List each line of the data that holds the string "styles", please.

+--

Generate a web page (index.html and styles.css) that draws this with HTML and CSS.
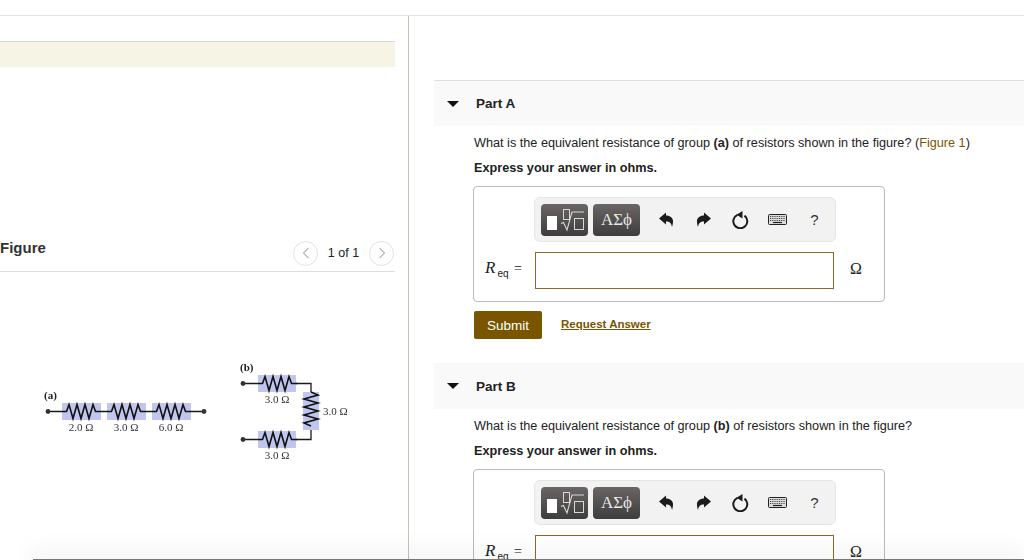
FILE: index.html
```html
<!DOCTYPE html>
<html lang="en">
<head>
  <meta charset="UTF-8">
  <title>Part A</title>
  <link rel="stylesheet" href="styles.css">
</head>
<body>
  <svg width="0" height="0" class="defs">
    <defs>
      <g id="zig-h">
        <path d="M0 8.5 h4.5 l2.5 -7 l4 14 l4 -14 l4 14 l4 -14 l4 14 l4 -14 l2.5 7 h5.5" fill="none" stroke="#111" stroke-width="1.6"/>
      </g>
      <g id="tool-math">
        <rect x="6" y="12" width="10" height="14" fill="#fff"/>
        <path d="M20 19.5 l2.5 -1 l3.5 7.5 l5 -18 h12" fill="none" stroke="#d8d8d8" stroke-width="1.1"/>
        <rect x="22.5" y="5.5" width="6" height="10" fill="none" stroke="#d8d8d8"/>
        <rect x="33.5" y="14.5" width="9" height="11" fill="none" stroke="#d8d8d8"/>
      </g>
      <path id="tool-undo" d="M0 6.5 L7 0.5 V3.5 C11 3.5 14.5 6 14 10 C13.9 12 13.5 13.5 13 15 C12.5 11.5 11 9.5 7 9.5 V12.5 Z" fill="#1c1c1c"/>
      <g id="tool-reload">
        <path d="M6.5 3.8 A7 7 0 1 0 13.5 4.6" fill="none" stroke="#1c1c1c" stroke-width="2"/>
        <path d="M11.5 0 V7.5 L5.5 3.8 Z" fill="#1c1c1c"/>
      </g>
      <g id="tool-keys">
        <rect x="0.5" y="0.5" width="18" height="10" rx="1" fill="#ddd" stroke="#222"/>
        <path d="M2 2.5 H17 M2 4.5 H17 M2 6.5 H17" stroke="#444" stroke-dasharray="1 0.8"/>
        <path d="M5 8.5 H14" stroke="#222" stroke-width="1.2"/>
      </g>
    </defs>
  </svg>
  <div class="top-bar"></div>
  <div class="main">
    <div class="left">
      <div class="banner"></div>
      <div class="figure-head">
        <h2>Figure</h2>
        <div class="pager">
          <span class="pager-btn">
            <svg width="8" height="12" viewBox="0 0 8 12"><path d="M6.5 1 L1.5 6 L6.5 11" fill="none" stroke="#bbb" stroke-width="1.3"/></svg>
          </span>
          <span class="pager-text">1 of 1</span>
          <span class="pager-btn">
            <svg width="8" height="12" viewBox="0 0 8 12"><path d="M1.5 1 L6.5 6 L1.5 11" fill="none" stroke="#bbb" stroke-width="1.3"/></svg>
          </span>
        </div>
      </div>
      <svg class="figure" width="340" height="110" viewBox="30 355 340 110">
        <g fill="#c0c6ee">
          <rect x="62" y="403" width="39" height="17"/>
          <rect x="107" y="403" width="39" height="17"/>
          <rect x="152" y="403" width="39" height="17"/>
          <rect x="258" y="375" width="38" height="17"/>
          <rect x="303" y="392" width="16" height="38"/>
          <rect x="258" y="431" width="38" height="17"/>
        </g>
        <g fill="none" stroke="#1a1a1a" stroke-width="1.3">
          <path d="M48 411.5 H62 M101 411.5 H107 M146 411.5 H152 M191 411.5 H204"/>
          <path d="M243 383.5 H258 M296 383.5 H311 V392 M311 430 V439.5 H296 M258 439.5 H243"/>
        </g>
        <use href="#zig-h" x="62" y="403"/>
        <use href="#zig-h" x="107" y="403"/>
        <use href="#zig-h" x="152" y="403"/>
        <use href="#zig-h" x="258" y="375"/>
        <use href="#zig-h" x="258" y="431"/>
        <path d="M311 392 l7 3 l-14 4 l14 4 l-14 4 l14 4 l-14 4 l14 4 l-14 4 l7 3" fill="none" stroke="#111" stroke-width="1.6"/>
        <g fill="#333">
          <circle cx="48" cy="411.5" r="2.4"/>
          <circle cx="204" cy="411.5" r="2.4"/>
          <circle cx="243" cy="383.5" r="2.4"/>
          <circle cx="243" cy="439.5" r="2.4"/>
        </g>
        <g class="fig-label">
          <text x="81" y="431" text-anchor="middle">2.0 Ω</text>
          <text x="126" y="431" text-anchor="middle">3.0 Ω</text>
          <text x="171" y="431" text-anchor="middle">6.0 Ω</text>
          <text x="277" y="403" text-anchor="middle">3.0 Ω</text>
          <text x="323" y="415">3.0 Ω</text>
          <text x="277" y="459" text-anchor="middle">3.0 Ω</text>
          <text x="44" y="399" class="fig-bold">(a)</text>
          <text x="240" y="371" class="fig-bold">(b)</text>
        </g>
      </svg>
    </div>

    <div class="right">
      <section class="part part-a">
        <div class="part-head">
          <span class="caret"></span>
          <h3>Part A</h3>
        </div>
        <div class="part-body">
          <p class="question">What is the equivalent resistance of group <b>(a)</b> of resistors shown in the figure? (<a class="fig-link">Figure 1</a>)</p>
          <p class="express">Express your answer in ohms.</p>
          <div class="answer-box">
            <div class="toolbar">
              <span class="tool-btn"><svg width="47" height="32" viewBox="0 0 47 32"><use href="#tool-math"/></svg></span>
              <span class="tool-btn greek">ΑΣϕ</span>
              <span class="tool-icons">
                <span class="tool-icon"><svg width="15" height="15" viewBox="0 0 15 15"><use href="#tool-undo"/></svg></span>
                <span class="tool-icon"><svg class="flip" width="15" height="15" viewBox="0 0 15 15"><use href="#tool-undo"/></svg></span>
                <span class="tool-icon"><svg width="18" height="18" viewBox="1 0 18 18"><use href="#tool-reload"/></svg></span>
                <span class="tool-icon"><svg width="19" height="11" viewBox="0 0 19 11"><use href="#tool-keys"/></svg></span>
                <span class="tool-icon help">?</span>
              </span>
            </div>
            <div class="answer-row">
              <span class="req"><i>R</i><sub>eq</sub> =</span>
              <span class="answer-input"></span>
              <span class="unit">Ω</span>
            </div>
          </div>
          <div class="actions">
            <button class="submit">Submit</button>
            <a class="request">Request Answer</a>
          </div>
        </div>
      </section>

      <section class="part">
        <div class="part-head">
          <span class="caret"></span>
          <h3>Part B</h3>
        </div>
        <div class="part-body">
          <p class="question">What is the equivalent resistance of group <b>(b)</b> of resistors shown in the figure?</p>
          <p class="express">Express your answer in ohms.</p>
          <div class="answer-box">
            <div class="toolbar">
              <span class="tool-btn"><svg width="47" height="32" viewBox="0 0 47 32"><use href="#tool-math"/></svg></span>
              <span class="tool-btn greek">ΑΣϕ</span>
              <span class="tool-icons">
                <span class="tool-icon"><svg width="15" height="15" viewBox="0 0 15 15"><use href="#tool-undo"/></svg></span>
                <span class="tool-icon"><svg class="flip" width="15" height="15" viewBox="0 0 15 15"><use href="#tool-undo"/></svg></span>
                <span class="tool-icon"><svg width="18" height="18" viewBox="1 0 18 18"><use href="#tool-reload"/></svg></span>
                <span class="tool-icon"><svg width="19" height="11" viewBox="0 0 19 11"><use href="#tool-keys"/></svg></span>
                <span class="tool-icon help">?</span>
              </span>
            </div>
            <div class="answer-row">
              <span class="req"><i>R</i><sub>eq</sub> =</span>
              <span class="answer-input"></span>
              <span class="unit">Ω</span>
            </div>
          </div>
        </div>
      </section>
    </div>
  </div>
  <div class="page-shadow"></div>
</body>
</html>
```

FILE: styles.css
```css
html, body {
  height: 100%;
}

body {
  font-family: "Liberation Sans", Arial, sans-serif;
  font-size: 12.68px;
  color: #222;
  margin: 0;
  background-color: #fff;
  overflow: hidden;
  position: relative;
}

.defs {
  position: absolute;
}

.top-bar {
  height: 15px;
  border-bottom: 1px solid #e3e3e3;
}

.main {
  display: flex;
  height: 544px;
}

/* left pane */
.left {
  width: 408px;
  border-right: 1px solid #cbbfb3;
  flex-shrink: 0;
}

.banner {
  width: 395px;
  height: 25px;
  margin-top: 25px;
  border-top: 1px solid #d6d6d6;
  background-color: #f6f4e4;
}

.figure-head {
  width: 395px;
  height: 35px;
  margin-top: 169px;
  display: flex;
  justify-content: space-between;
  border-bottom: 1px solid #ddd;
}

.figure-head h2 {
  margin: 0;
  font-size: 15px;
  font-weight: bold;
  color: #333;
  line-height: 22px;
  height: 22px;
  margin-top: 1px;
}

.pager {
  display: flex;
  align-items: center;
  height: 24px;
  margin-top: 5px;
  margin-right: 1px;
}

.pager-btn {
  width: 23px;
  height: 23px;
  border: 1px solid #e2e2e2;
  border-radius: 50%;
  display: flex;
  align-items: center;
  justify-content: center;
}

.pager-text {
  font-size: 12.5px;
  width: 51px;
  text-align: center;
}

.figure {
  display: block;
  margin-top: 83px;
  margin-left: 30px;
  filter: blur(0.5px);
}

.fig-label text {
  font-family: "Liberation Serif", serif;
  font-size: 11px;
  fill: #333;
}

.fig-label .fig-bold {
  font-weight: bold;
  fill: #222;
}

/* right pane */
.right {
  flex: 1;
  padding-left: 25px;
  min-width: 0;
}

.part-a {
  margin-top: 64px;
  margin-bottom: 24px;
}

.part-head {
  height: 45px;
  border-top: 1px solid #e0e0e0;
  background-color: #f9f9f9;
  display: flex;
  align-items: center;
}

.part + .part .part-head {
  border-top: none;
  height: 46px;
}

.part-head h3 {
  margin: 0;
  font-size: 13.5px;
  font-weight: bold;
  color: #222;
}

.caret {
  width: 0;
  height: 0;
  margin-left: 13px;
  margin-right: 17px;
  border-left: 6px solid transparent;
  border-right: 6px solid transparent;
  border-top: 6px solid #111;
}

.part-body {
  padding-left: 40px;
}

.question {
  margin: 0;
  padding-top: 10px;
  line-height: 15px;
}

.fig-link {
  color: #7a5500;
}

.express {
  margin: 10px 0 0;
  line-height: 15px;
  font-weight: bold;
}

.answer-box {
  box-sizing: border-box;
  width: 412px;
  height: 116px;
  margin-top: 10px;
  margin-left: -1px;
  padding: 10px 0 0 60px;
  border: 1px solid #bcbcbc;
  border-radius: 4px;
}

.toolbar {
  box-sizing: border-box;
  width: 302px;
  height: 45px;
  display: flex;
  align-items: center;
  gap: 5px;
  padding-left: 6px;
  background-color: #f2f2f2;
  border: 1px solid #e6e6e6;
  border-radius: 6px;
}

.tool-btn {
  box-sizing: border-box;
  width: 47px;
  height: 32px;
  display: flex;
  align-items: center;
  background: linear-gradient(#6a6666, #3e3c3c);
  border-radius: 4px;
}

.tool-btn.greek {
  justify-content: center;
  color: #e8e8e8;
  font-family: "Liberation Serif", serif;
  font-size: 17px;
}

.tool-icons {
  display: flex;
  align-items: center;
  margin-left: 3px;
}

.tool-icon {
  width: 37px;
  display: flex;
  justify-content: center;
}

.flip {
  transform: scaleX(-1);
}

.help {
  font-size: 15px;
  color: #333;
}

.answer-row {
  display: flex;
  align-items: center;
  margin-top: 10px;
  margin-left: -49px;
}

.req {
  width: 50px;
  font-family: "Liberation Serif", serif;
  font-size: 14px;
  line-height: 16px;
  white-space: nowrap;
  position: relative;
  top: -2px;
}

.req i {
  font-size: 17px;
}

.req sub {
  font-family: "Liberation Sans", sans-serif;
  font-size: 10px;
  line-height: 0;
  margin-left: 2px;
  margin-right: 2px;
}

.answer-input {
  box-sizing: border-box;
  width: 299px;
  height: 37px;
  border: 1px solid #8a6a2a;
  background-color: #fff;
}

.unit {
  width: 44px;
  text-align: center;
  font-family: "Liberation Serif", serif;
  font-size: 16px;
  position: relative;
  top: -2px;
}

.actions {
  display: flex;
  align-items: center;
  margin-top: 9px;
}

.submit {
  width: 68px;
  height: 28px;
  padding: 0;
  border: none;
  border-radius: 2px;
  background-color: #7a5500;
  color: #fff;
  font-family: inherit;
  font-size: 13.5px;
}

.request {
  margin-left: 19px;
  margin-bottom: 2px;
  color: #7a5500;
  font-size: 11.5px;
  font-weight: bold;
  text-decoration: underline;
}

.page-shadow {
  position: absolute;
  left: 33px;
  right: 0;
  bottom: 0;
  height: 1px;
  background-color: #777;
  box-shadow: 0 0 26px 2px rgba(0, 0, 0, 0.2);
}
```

+--

▶ [Written response]:
Generate a web page (index.html and styles.css) that draws this with HTML and CSS.
  <link rel="stylesheet" href="styles.css">
FILE: styles.css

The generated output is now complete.